The Wenatchis were excluded from the historic federal court decisions in Washington and Oregon that granted the Northwest’s treaty tribes rights to half the salmon in regional waters.

“The question as to who was a treaty tribe in most cases was pretty clear,” Hart said. “The parties signed the treaty and moved to the reservation, as a result they were a treaty tribe.”

But the Wenatchis never got their reservation, although a number of their descendants live on the Colville Confederated Tribes reservation in northeastern Washington and some live on the Yakama Nation reservation in central Washington.

In the case United States vs.
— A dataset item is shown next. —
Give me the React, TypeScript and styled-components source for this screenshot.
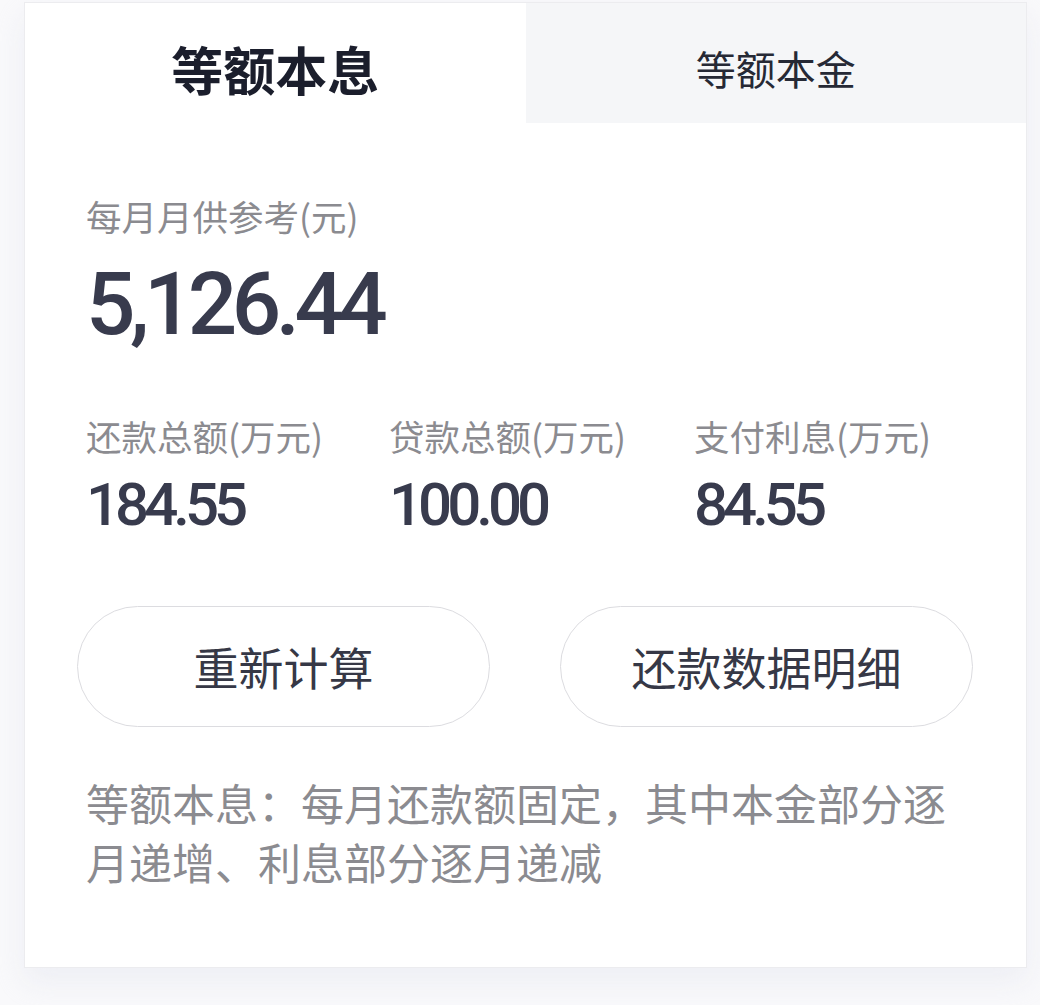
import styled, { createGlobalStyle } from 'styled-components'

const GlobalStyle = createGlobalStyle`
  body {
    margin: 0;
    background-color: #f9f9fb;
    font-family: "Noto Sans CJK SC", "Noto Sans", sans-serif;
  }
`

const Page = styled.div`
  padding: 2px 13px 40px 24px;
`

const Card = styled.div`
  width: 1003px;
  background-color: white;
  border: 1px solid #ececef;
  box-sizing: border-box;
  box-shadow: 0 14px 28px rgba(230, 232, 240, 0.6);
  padding-bottom: 76px;
`

const Tabs = styled.div`
  display: flex;
  height: 120px;
`

const Tab = styled.div<{ $active?: boolean }>`
  flex: 1;
  display: flex;
  align-items: center;
  justify-content: center;
  padding-top: 10px;
  box-sizing: border-box;
  background-color: ${(p) => (p.$active ? 'white' : '#f5f6f8')};
  color: ${(p) => (p.$active ? '#1b1e2c' : '#262935')};
  font-size: ${(p) => (p.$active ? '52px' : '40px')};
  font-weight: ${(p) => (p.$active ? 700 : 400)};
`

const Body = styled.div`
  padding: 73px 53px 0 61px;
`

const Label = styled.div`
  font-size: 35.5px;
  line-height: 40px;
  color: #8b8b90;
  white-space: nowrap;
`

const Amount = styled.div`
  margin-top: 24px;
  font-family: Roboto, "Noto Sans", sans-serif;
  font-size: 87px;
  line-height: 88px;
  font-weight: 500;
  letter-spacing: -5.5px;
  color: #383b4d;
`

const Stats = styled.div`
  display: grid;
  grid-template-columns: 303px 305px 1fr;
  margin-top: 68px;
`

const Stat = styled.div`
  display: flex;
  flex-direction: column;
`

const StatValue = styled.div`
  margin-top: 18px;
  font-family: Roboto, "Noto Sans", sans-serif;
  font-size: 60px;
  line-height: 62px;
  font-weight: 500;
  letter-spacing: -5px;
  color: #383b4d;
`

const Buttons = styled.div`
  display: flex;
  gap: 70px;
  margin: 70px 0 0 -9px;
`

const PillButton = styled.button`
  width: 413px;
  height: 121px;
  border: 1px solid #dcdce0;
  border-radius: 61px;
  background-color: white;
  font-family: "Noto Sans CJK SC", sans-serif;
  font-size: 45px;
  color: #363846;
  padding: 0;
`

const Note = styled.p`
  margin: 46px 0 0;
  font-size: 43px;
  line-height: 59px;
  color: #8b8b90;
  width: 880px;
`

const stats = [
  { label: '还款总额(万元)', value: '184.55' },
  { label: '贷款总额(万元)', value: '100.00' },
  { label: '支付利息(万元)', value: '84.55' },
]

const App = () => {
  return (
    <Page>
      <GlobalStyle />
      <Card>
        <Tabs>
          <Tab $active>等额本息</Tab>
          <Tab>等额本金</Tab>
        </Tabs>
        <Body>
          <Label>每月月供参考(元)</Label>
          <Amount>5,126.44</Amount>
          <Stats>
            {stats.map((s) => (
              <Stat key={s.label}>
                <Label>{s.label}</Label>
                <StatValue>{s.value}</StatValue>
              </Stat>
            ))}
          </Stats>
          <Buttons>
            <PillButton>重新计算</PillButton>
            <PillButton>还款数据明细</PillButton>
          </Buttons>
          <Note>等额本息：每月还款额固定，其中本金部分逐月递增、利息部分逐月递减</Note>
        </Body>
      </Card>
    </Page>
  )
}

export default App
Oregon, U.S. District Judge Malcolm Marsh classified all of the 12 Indian tribes and bands that make up the Colville Confederated Tribes as nontreaty tribes, Hart said.
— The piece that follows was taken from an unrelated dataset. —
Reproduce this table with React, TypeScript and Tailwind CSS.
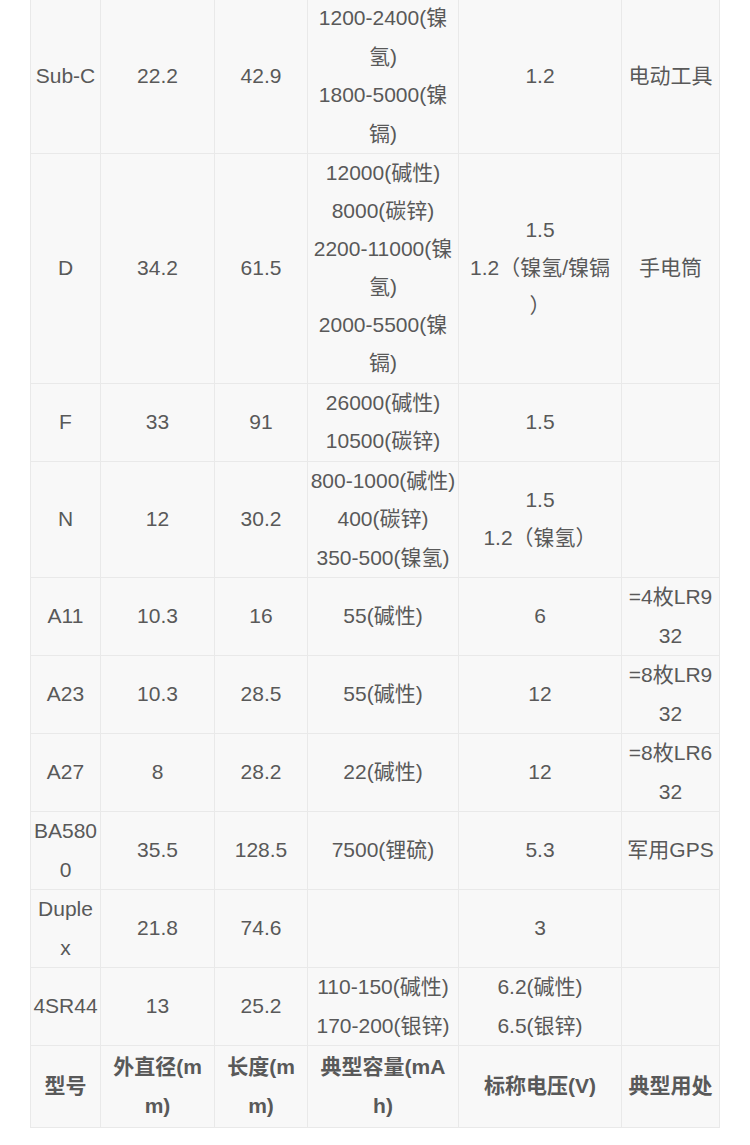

“From a standpoint of history from the Wenatchi, it is clearly historically wrong,” Hart said. “Unfortunately, it … makes it very difficult, if not impossible, for the tribe to sue.”

Dick said the Bureau of Indian Affairs advised the Wenatchis to work out the matter of fishing rights with the Yakama Nation, which as a treaty tribe has fishing rights in the Wenatchapam fishery.

After several frustrating attempts at negotiation, Dick said, the Yakama have agreed to meet again in Portland, Ore., in two weeks.

Today, about 28 percent of the land that would have made up the Wenatchi reservation is publicly held.

“As it happens, the Wenatchapam fishery, that location is now a federal fish hatchery,” Hart said.

Dick said he has been working with U.S. Sen. Maria Cantwell’s office, as well as Sen. Patty Murray and Rep. George Nethercutt.

“Right now, we’re in a fact-finding mode,” said Jed Lewison, a spokesman for Cantwell, D-Wash.

“Senator. Cantwell has been clear – the U.S. government has a moral obligation to improve the welfare of Native Americans throughout the nation. In this particular case, the office is looking forward to seeing what we can do to help make sure these concerns are addressed.”